La Banque mondiale vient de publier un nouveau rapport de suivi de la situation de l’économie algérienne. Le rapport est intitulé : « Investir dans les données pour une croissance diversifiée. Selon le rapport de la Banque mondiale, en 2024 « la croissance du PIB resterait vigoureuse, malgré la réduction des quotas de l’Opep et une production agricole limitée ».
« La croissance devrait rester robuste en 2024, portée par le dynamisme continu du secteur hors hydrocarbures. Dans le scénario de référence, la croissance globale devrait s’établir à 2,9%, soutenue par la croissance non extractive, projetée à 3,4%, tandis que le secteur extractif devrait se contracter de 0,5% », indique le rapport de la Banque mondiale.
La même source souligne : « La consommation privée resterait dynamique alors que les salaires et les transferts publics continueraient d’augmenter, ce qui stimulerait le secteur des services, en particulier dans les secteurs fournissant les ménages. La croissance de l’investissement ralentirait à mesure que les dépenses publiques d’investissement seraient consolidées, tel qu’anticipé dans le cadre budgétaire à moyen terme du gouvernement, ce qui serait partiellement compensé par le dynamisme de l’investissement privé. »
« Cela entraînerait un ralentissement de la croissance de la production industrielle mais ralentirait également la croissance des importations. La contribution globale des exportations nettes resterait négative, la croissance des importations ralentissant mais les exportations d’hydrocarbures se contractant également.
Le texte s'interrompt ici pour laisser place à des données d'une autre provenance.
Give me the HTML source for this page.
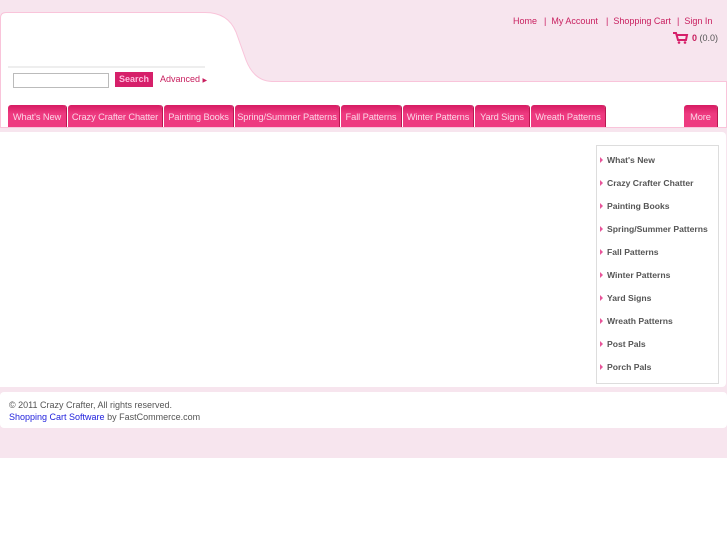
<!DOCTYPE html>
<html><head><style>
body{margin:0;width:727px;height:545px;background:#fff;font-family:"Liberation Sans",sans-serif;position:relative;overflow:hidden}
.a{position:absolute}
.pink{background:#f7e5ee}
.tab{position:absolute;top:105px;height:22px;background:linear-gradient(#d61b62,#ee3a80 40%,#ee3a80);color:#fbd6e6;font-size:9.3px;line-height:24px;text-align:center;border-radius:3px 3px 0 0;box-shadow:1px 0 0 #b81850;white-space:nowrap;letter-spacing:-0.1px}
.side{position:absolute;left:600px;font-size:8.6px;font-weight:bold;color:#555;white-space:nowrap}
.side:before{content:"";display:inline-block;border-left:3px solid #e8559a;border-top:3px solid transparent;border-bottom:3px solid transparent;margin-right:4px}
.tl{position:absolute;top:16px;font-size:9px;color:#c81e5e;white-space:nowrap}
</style></head><body>
<div class="a pink" style="left:0;top:0;width:727px;height:458px"></div>
<svg class="a" style="left:0;top:0" width="727" height="135">
<path d="M0.5 18 Q0.5 12.5 6 12.5 L205 12.5 Q228 12.5 236 32 L246 60 Q254 81 272 81.5 L726.5 81.5 L726.5 127.5 L0.5 127.5 Z" fill="#fff" stroke="#f9c4da" stroke-width="1"/>
<line x1="8" y1="67" x2="205" y2="67" stroke="#ddd" stroke-width="1"/>
</svg>
<div class="a" style="left:13px;top:73px;width:94px;height:13px;border:1px solid #bbb;background:#fff"></div>
<div class="a" style="left:115px;top:72px;width:38px;height:15px;background:#d6206a;color:#fbd;font-size:9px;font-weight:bold;line-height:15px;text-align:center">Search</div>
<div class="a" style="left:160px;top:74px;font-size:9px;color:#c81e5e">Advanced <span style="font-size:6px">&#9654;</span></div>
<div class="tl" style="left:513px">Home</div>
<div class="tl" style="left:544px">|&nbsp; My Account</div>
<div class="tl" style="left:606px">|&nbsp; Shopping Cart</div>
<div class="tl" style="left:677px">|&nbsp; Sign In</div>
<svg class="a" style="left:673px;top:32px" width="16" height="12"><path d="M0 1H3L5 8H13L14 3H4" fill="none" stroke="#d6206a" stroke-width="2"/><circle cx="6" cy="10.5" r="1.3" fill="#d6206a"/><circle cx="12" cy="10.5" r="1.3" fill="#d6206a"/></svg>
<div class="a" style="left:692px;top:33px;font-size:9px;color:#555"><b style="color:#c81e5e">0</b> (0.0)</div>
<div class="tab" style="left:8px;width:58px">What's New</div>
<div class="tab" style="left:68px;width:94px">Crazy Crafter Chatter</div>
<div class="tab" style="left:164px;width:69px">Painting Books</div>
<div class="tab" style="left:235px;width:104px">Spring/Summer Patterns</div>
<div class="tab" style="left:341px;width:60px">Fall Patterns</div>
<div class="tab" style="left:403px;width:70px">Winter Patterns</div>
<div class="tab" style="left:475px;width:54px">Yard Signs</div>
<div class="tab" style="left:531px;width:74px">Wreath Patterns</div>
<div class="tab" style="left:684px;width:33px">More</div>
<div class="a" style="left:0;top:132px;width:726px;height:255px;background:#fff;border-radius:0 4px 4px 0"></div>
<div class="a" style="left:596px;top:145px;width:121px;height:237px;border:1px solid #ddd"></div>
<div class="side" style="top:155px">What's New</div>
<div class="side" style="top:178px">Crazy Crafter Chatter</div>
<div class="side" style="top:201px">Painting Books</div>
<div class="side" style="top:224px">Spring/Summer Patterns</div>
<div class="side" style="top:247px">Fall Patterns</div>
<div class="side" style="top:270px">Winter Patterns</div>
<div class="side" style="top:293px">Yard Signs</div>
<div class="side" style="top:316px">Wreath Patterns</div>
<div class="side" style="top:339px">Post Pals</div>
<div class="side" style="top:362px">Porch Pals</div>
<div class="a" style="left:0;top:392px;width:727px;height:36px;background:#fff;border-radius:4px"></div>
<div class="a" style="left:9px;top:399px;font-size:9px;color:#555;line-height:12px">© 2011 Crazy Crafter, All rights reserved.<br><span style="color:#2222dd">Shopping Cart Software</span> by FastCommerce.com</div>
</body></html>
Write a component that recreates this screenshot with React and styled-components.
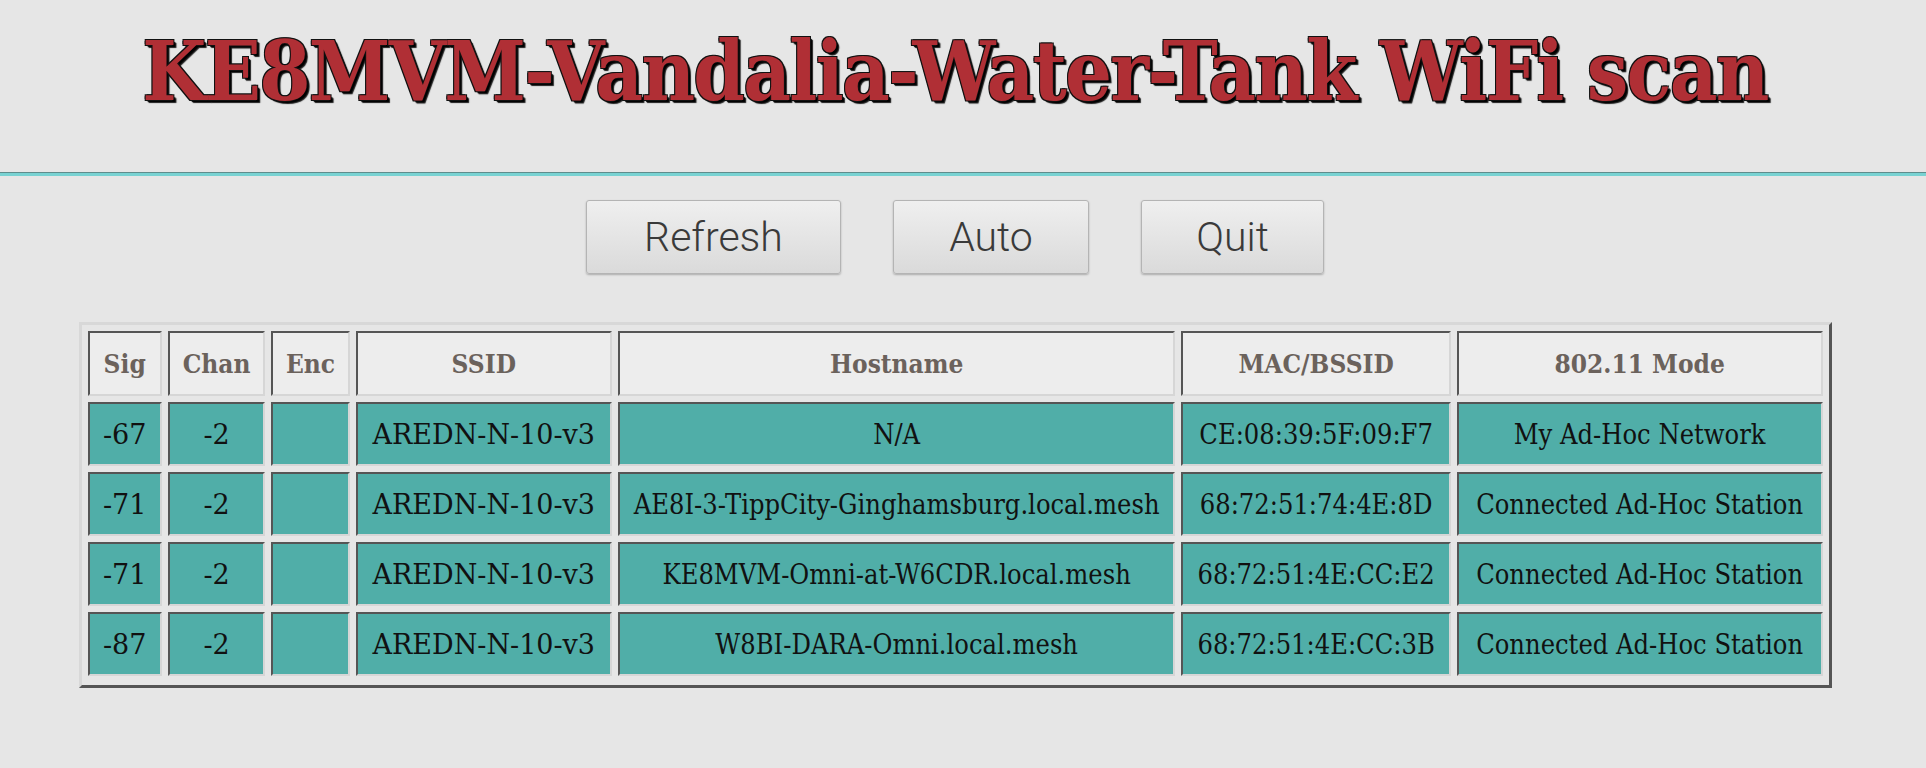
import React from "react";
import styled, { createGlobalStyle } from "styled-components";

const GlobalStyle = createGlobalStyle`
  html, body {
    margin: 0;
    padding: 0;
    background: #e6e6e6;
  }
`;

const Page = styled.div`
  width: 1910px;
  min-height: 768px;
  background: #e6e6e6;
`;

const Title = styled.h1`
  margin: 0;
  padding-top: 30px;
  height: 141px;
  box-sizing: border-box;
  line-height: 82px;
  text-align: center;
  font-family: "DejaVu Serif Condensed", "DejaVu Serif", serif;
  font-stretch: condensed;
  font-weight: 700;
  font-size: 82px;
  letter-spacing: -1.7px;
  color: #b02f35;
  text-shadow: -1px -1px 0 #111, 1px -1px 0 #111, -1px 1px 0 #111,
    2px 2px 1px #000, 3px 3px 1px #222;
`;

const Rule = styled.hr`
  width: 1926px;
  margin: 31px 0 0;
  border: 0;
  height: 1px;
  background: #5e8c8c;
  border-bottom: 3px solid #78d2d2;
`;

const Toolbar = styled.div`
  display: flex;
  justify-content: center;
  gap: 52px;
  margin-top: 24px;
`;

const Button = styled.button`
  width: ${(props) => props.w}px;
  height: 74px;
  border: 1px solid #b4b4b4;
  border-radius: 3px;
  background: linear-gradient(#efefef, #dadada);
  box-shadow: 0 1px 2px rgba(0, 0, 0, 0.25);
  font-family: Roboto, "Open Sans", sans-serif;
  font-weight: 300;
  font-size: 41px;
  color: #3a3a3a;
  padding: 0;
  cursor: pointer;
`;

const TableWrap = styled.div`
  display: flex;
  justify-content: center;
  margin-top: 48px;
`;

const Table = styled.table`
  width: 1753px;
  table-layout: fixed;
  border-collapse: separate;
  border-spacing: 6px;
  border: 3px solid;
  border-color: #d8d8d8 #555 #555 #d8d8d8;
  padding-bottom: 3px;
  background: #e6e6e6;
`;

const Th = styled.th`
  width: ${(props) => props.w}px;
  height: 65px;
  box-sizing: border-box;
  background: #ededed;
  border: 2px solid;
  border-color: #555 #d6d6d6 #d6d6d6 #555;
  padding: 0 4px;
  font-family: "DejaVu Serif Condensed", "DejaVu Serif", serif;
  font-stretch: condensed;
  font-weight: 700;
  font-size: 26px;
  color: #6b625c;
  text-align: center;
  white-space: nowrap;
`;

const Td = styled.td`
  height: 64px;
  box-sizing: border-box;
  background: #50aea8;
  border: 2px solid;
  border-color: #555 #d6d6d6 #d6d6d6 #555;
  padding: 0 2px;
  font-family: ${(props) =>
    props.wide
      ? `"DejaVu Serif", serif`
      : `"DejaVu Serif Condensed", "DejaVu Serif", serif`};
  font-stretch: ${(props) => (props.wide ? "normal" : "condensed")};
  font-size: 27px;
  color: #111;
  text-align: center;
  white-space: nowrap;
`;

const columns = [
  { label: "Sig", w: 74 },
  { label: "Chan", w: 97 },
  { label: "Enc", w: 78 },
  { label: "SSID", w: 255 },
  { label: "Hostname", w: 555 },
  { label: "MAC/BSSID", w: 268 },
  { label: "802.11 Mode", w: 364 },
];

const rows = [
  ["-67", "-2", "", "AREDN-N-10-v3", "N/A", "CE:08:39:5F:09:F7", "My Ad-Hoc Network"],
  ["-71", "-2", "", "AREDN-N-10-v3", "AE8I-3-TippCity-Ginghamsburg.local.mesh", "68:72:51:74:4E:8D", "Connected Ad-Hoc Station"],
  ["-71", "-2", "", "AREDN-N-10-v3", "KE8MVM-Omni-at-W6CDR.local.mesh", "68:72:51:4E:CC:E2", "Connected Ad-Hoc Station"],
  ["-87", "-2", "", "AREDN-N-10-v3", "W8BI-DARA-Omni.local.mesh", "68:72:51:4E:CC:3B", "Connected Ad-Hoc Station"],
];

export default function App() {
  return (
    <Page>
      <GlobalStyle />
      <Title>KE8MVM-Vandalia-Water-Tank WiFi scan</Title>
      <Rule />
      <Toolbar>
        <Button w={255}>Refresh</Button>
        <Button w={196}>Auto</Button>
        <Button w={183}>Quit</Button>
      </Toolbar>
      <TableWrap>
        <Table>
          <thead>
            <tr>
              {columns.map((c) => (
                <Th key={c.label} w={c.w}>
                  {c.label}
                </Th>
              ))}
            </tr>
          </thead>
          <tbody>
            {rows.map((r, i) => (
              <tr key={i}>
                {r.map((v, j) => (
                  <Td key={j} wide={j < 4}>
                    {v}
                  </Td>
                ))}
              </tr>
            ))}
          </tbody>
        </Table>
      </TableWrap>
    </Page>
  );
}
D’après les premières données météorologiques et de croissance des cultures, la production agricole devrait rester limitée en 2024 », selon le même rapport.
« La croissance repartirait à la hausse en 2025 et 2026 »
Selon la Banque mondiale : « La croissance repartirait à la hausse en 2025 et 2026 avec la reprise des quotas de production pétrolière et de la production agricole. » « L’investissement et la production industrielle continueraient de ralentir quelque peu en 2025 et 2026 à mesure que la consolidation de l’investissement public se poursuivrait, même si l’investissement privé reste dynamique. »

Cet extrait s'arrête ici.